The escalating US-Iran confrontation is causing menacing ripples that could soon become waves across the Middle East. The price of crude oil is up because of fears of disruption of supply from the Gulf. In Iran, the value of the rial is at its lowest ever, having fallen by a quarter in the last six months. In Iraq, Prime Minister Haider al-Abadi admits his greatest fear is a confrontation between the US and Iran fought out in Iraq.

A dangerous aspect of the super-hawk approach to Iran is similar to that of the Bush administration in the run up to the invasion of Iraq in 2003. In both cases, those calling for use of armed force had, or have, lethally little knowledge of what they were/are getting into. Pompeo had a simple solution to the Iranian problem when he was still a congressman, telling reporters it would take “under 2,000 sorties to destroy the Iranian nuclear capacity”.

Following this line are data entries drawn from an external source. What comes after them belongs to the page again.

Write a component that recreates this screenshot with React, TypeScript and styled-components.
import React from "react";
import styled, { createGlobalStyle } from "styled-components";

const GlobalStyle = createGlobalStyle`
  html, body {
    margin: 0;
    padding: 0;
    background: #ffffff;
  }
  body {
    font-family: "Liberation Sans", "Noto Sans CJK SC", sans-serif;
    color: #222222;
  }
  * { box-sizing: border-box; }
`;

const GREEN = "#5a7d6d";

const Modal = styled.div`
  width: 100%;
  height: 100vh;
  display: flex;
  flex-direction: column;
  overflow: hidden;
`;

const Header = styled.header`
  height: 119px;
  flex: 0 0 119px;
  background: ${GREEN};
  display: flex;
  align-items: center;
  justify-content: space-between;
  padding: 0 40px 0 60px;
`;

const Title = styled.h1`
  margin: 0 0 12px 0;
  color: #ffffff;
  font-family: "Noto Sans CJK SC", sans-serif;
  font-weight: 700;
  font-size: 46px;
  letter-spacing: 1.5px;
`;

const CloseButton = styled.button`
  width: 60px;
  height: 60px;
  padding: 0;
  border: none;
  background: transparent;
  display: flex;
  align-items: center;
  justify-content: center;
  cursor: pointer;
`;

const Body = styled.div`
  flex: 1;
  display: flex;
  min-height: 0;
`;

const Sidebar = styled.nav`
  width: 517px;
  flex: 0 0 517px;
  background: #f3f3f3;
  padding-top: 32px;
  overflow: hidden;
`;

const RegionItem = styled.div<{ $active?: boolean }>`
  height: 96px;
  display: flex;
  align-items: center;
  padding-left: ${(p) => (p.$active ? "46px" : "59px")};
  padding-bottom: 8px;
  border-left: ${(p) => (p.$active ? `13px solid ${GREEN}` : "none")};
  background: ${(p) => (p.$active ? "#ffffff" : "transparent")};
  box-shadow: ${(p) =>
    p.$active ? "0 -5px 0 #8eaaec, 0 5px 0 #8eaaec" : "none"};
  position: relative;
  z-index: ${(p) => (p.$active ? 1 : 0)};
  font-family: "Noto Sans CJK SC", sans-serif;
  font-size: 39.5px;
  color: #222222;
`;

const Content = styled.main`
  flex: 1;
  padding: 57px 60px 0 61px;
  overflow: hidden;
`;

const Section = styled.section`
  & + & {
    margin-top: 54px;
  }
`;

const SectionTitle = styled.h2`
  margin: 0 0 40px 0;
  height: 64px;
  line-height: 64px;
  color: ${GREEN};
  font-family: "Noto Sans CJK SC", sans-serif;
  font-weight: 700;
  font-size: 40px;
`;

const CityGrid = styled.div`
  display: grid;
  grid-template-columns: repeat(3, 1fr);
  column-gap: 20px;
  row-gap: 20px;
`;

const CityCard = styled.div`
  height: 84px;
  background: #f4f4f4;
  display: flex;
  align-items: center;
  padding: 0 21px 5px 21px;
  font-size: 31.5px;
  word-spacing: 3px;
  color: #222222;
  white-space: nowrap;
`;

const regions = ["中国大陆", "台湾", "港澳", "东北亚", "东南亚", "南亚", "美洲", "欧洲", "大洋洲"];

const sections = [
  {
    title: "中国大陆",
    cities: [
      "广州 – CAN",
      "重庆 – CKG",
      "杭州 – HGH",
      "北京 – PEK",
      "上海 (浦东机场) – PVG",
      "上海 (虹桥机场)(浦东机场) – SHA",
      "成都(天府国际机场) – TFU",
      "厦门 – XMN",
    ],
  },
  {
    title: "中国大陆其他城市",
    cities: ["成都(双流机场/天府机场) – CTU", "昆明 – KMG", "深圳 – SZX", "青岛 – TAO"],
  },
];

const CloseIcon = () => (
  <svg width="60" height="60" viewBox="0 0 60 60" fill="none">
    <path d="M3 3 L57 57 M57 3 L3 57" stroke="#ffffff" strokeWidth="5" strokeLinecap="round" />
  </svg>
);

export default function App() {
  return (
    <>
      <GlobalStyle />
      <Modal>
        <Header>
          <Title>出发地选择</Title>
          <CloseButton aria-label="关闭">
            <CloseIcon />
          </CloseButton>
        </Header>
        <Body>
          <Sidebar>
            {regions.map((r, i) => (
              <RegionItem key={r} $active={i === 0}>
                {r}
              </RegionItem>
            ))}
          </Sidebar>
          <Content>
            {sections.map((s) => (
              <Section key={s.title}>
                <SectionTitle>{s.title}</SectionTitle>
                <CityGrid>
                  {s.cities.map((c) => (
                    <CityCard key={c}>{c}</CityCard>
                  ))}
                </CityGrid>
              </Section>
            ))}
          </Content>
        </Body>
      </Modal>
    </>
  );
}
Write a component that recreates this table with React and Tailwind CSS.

Optimists, though these have become fewer on the ground in Washington in the last few weeks, are dismissive of such bellicose rhetoric. But whatever Trump and his lieutenants think they are doing, their words have consequences. Governments have to take threats seriously and devise counter-measures to meet them in case the worst comes to the worst. In the wake of the fall of Saddam Hussein in 2003, American neo-conservatives boastfully proclaimed it would be “Baghdad today, Tehran and Damascus tomorrow”. These slogans were enough to ensure the Syrian and Iranian governments did everything in their power to make sure that the US could not stay in Iraq.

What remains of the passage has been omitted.